Last month the Tel Aviv District's Planning and Construction Committee decided not to reduce the number of available parking spaces before a mass transit system based on a light railway is constructed. The Society for the Protection of Nature in Israel criticized the decision, claiming it would perpetuate the public's unhealthy reliance on private transportation.

Last month the committee debated recommendations to substantially reduce the number of parking spaces in the city's industrial and commercial areas, particularly in areas located between 350 to 650 meters from a mass transit system. The proposal would have reduced the number of public spaces from one per 40 meters, to one for every 125 to 250 meters.

The committee supported a gradual reduction in parking spaces until the light railway is completed.
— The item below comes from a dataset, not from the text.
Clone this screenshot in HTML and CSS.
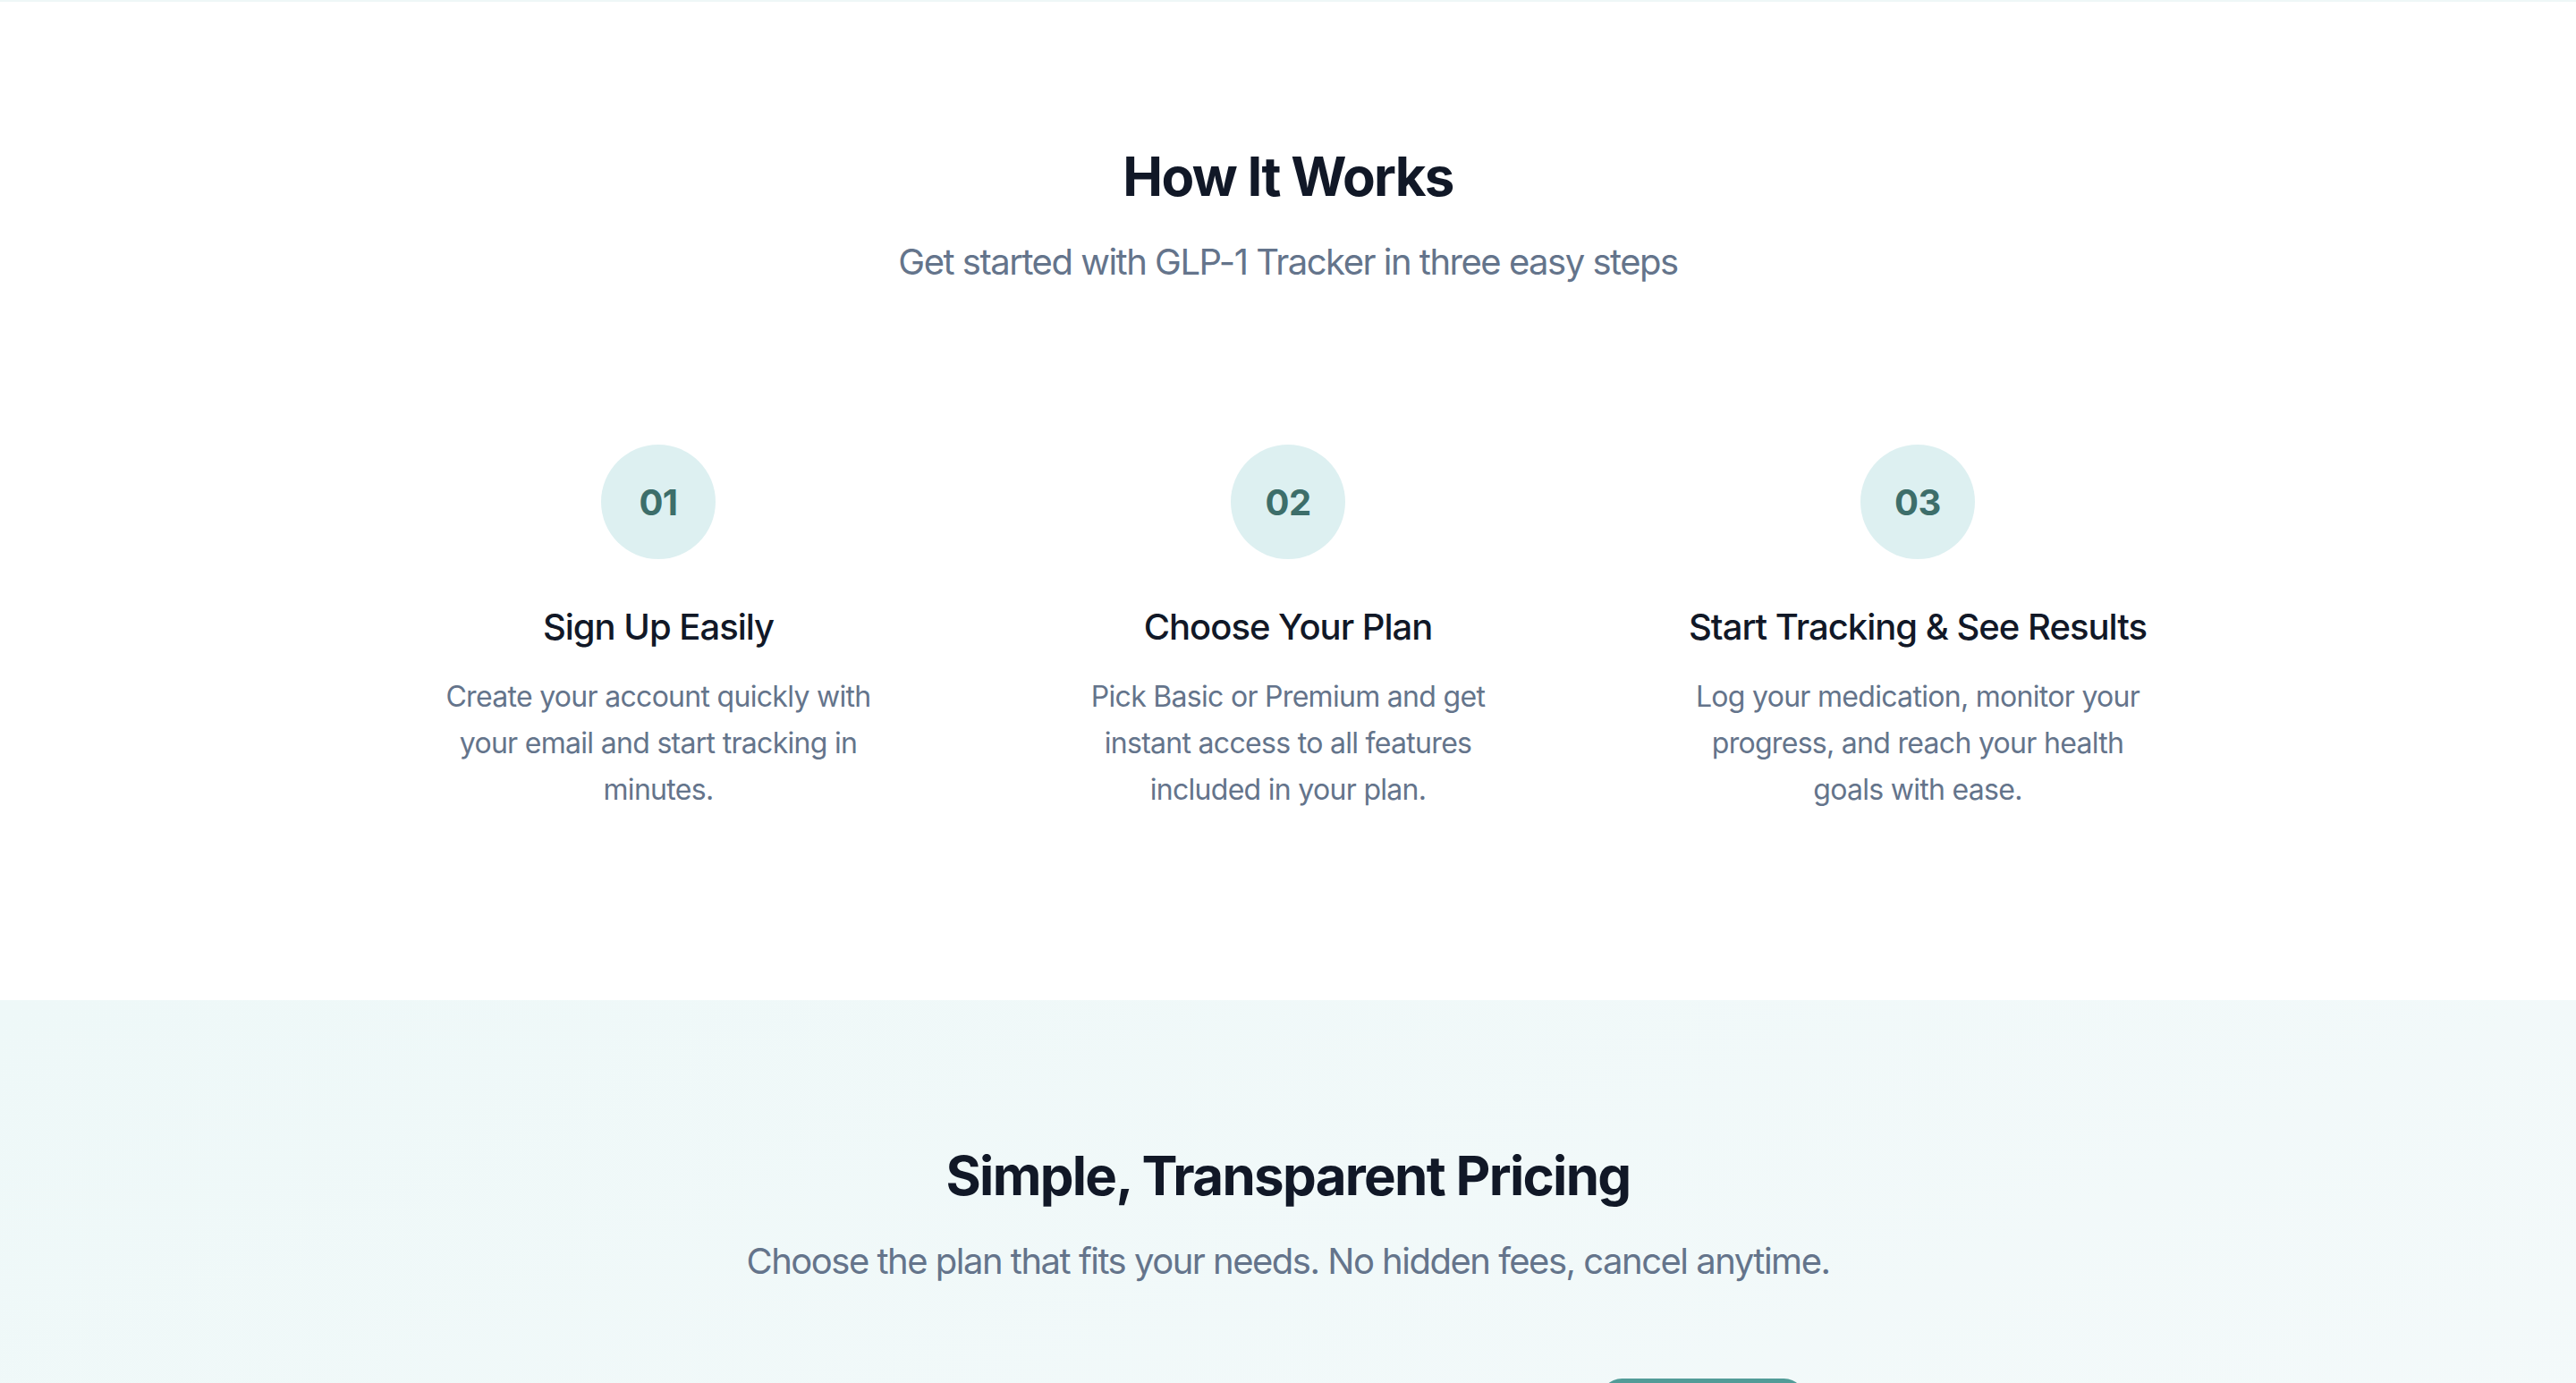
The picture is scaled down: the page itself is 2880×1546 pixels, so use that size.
FILE: index.html
```html
<!DOCTYPE html>
<html lang="en">
<head>
    <meta charset="UTF-8">
    <meta name="viewport" content="width=device-width, initial-scale=1.0">
    <title>GLP-1 Tracker</title>
    <link rel="stylesheet" href="styles.css">
</head>
<body>
    <div class="edge"></div>

    <section class="steps">
        <div class="container">
            <h2 class="section-title">How It Works</h2>
            <p class="section-sub">Get started with GLP-1 Tracker in three easy steps</p>

            <div class="step-grid">
                <div class="step">
                    <div class="step-num">01</div>
                    <h3>Sign Up Easily</h3>
                    <p>Create your account quickly with your email and start tracking in minutes.</p>
                </div>
                <div class="step">
                    <div class="step-num">02</div>
                    <h3>Choose Your Plan</h3>
                    <p>Pick Basic or Premium and get instant access to all features included in your plan.</p>
                </div>
                <div class="step">
                    <div class="step-num">03</div>
                    <h3>Start Tracking &amp; See Results</h3>
                    <p>Log your medication, monitor your progress, and reach your health goals with ease.</p>
                </div>
            </div>
        </div>
    </section>

    <section class="pricing">
        <div class="container">
            <h2 class="section-title">Simple, Transparent Pricing</h2>
            <p class="section-sub">Choose the plan that fits your needs. No hidden fees, cancel anytime.</p>

            <div class="plan-grid">
                <div class="plan">
                    <h3>Basic</h3>
                    <div class="price">$9.99<span>/month</span></div>
                    <ul>
                        <li>Medication logging</li>
                        <li>Weight tracking</li>
                        <li>Dose reminders</li>
                    </ul>
                    <button class="plan-btn">Get Started</button>
                </div>
                <div class="plan featured">
                    <span class="badge">Most Popular</span>
                    <h3>Premium</h3>
                    <div class="price">$19.99<span>/month</span></div>
                    <ul>
                        <li>Everything in Basic</li>
                        <li>Advanced progress charts</li>
                        <li>Side effect insights</li>
                    </ul>
                    <button class="plan-btn">Get Started</button>
                </div>
            </div>
        </div>
    </section>
</body>
</html>
```

FILE: styles.css
```css
body {
    margin: 0;
    font-family: Inter, "Noto Sans", sans-serif;
    background-color: #ffffff;
    color: #111827;
}

.edge {
    height: 2px;
    background-color: #eef7f7;
}

.container {
    max-width: 2048px;
    margin: 0 auto;
    text-align: center;
}

.steps {
    padding: 159px 0 161px;
}

.section-title {
    font-size: 60px;
    line-height: 72px;
    font-weight: 700;
    letter-spacing: -1.7px;
    margin: 0 0 32px;
    color: #111827;
}

.section-sub {
    font-size: 40px;
    line-height: 56px;
    letter-spacing: -1.5px;
    color: #64748b;
    margin: 0 0 128px;
}

.step-grid {
    display: grid;
    grid-template-columns: repeat(3, 1fr);
    gap: 64px;
}

.step {
    padding: 48px;
    display: flex;
    flex-direction: column;
    align-items: center;
}

.step-num {
    width: 128px;
    height: 128px;
    border-radius: 50%;
    background-color: #ddf0f1;
    color: #3d6e6a;
    font-size: 40px;
    font-weight: 700;
    letter-spacing: -0.5px;
    display: flex;
    align-items: center;
    justify-content: center;
    margin-bottom: 48px;
}

.step h3 {
    font-size: 40px;
    line-height: 56px;
    font-weight: 500;
    letter-spacing: -1px;
    margin: 0 0 24px;
    color: #111827;
}

.step p {
    max-width: 530px;
    font-size: 32px;
    line-height: 52px;
    letter-spacing: -0.7px;
    color: #64748b;
    margin: 0;
}

.pricing {
    background: linear-gradient(to bottom right, #eef8f8, #f6fafb);
    padding: 160px 0;
}

.plan-grid {
    max-width: 1792px;
    margin: 0 auto;
    display: grid;
    grid-template-columns: repeat(2, 1fr);
    gap: 64px;
}

.plan {
    position: relative;
    background-color: #ffffff;
    border-radius: 32px;
    padding: 64px;
    border: 2px solid #e5e7eb;
}

.plan.featured {
    border-color: #4f9a96;
}

.badge {
    position: absolute;
    top: -27px;
    left: 50%;
    transform: translateX(-50%);
    background-color: #529c98;
    color: white;
    font-size: 28px;
    font-weight: 600;
    padding: 8px 26px;
    border-radius: 999px;
    white-space: nowrap;
}

.plan h3 {
    font-size: 48px;
    margin: 0 0 24px;
}

.price {
    font-size: 72px;
    font-weight: 700;
}

.price span {
    font-size: 32px;
    font-weight: 400;
    color: #64748b;
}

.plan ul {
    list-style: none;
    padding: 0;
    margin: 48px 0;
    font-size: 32px;
    line-height: 64px;
    color: #475569;
}

.plan-btn {
    width: 100%;
    padding: 24px;
    font-size: 32px;
    font-weight: 600;
    border: none;
    border-radius: 16px;
    background-color: #4f9a96;
    color: white;
    cursor: pointer;
}
```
Members argued that a drastic reduction would cause serious traffic problems and cause businesses to relocate outside the city.

"The [committee's] decision means that the reliance on private transport will continue and will cause environmental damage like pollution," Anat Barkai-Nevo, a member of SPNI, said.

Barkai-Nevo said that parking must be limited in the city immediately in order to change the public's habits and increase the future mass transit system's chances of alleviating traffic.

"There are public transportation projects that can be pushed forward without having to wait for the light rail," she said.

Tel Aviv's roads are among the busiest in the world and hundreds of thousands of commuters get stuck in heavy traffic jams on a daily basis. A suburban railway has been discussed for the past 40 years and is currently in the early stages of construction, though completion is still a few years off.

Meanwhile, some politicians, including former mayoral candidate MK Dov Khenin (Hadash), have suggested setting up a rapid bus system similar to ones in Mexico City and Bogota to offer immediate and temporary relief.

However, Mayor Ron Huldai's camp believes the system's advantages would be minimal. They argue that only an underground railway can provide real, long-term relief and suggest investing as much as possible in putting the proposed railway below street level.

At the same time the municipality is building a massive new car park next to the Habima theater and plans are underway to build a similar complex beneath Rabin Square.

Some urban planners fear the availability of parking within the city will encourage people to use private transportation to commute to Tel Aviv.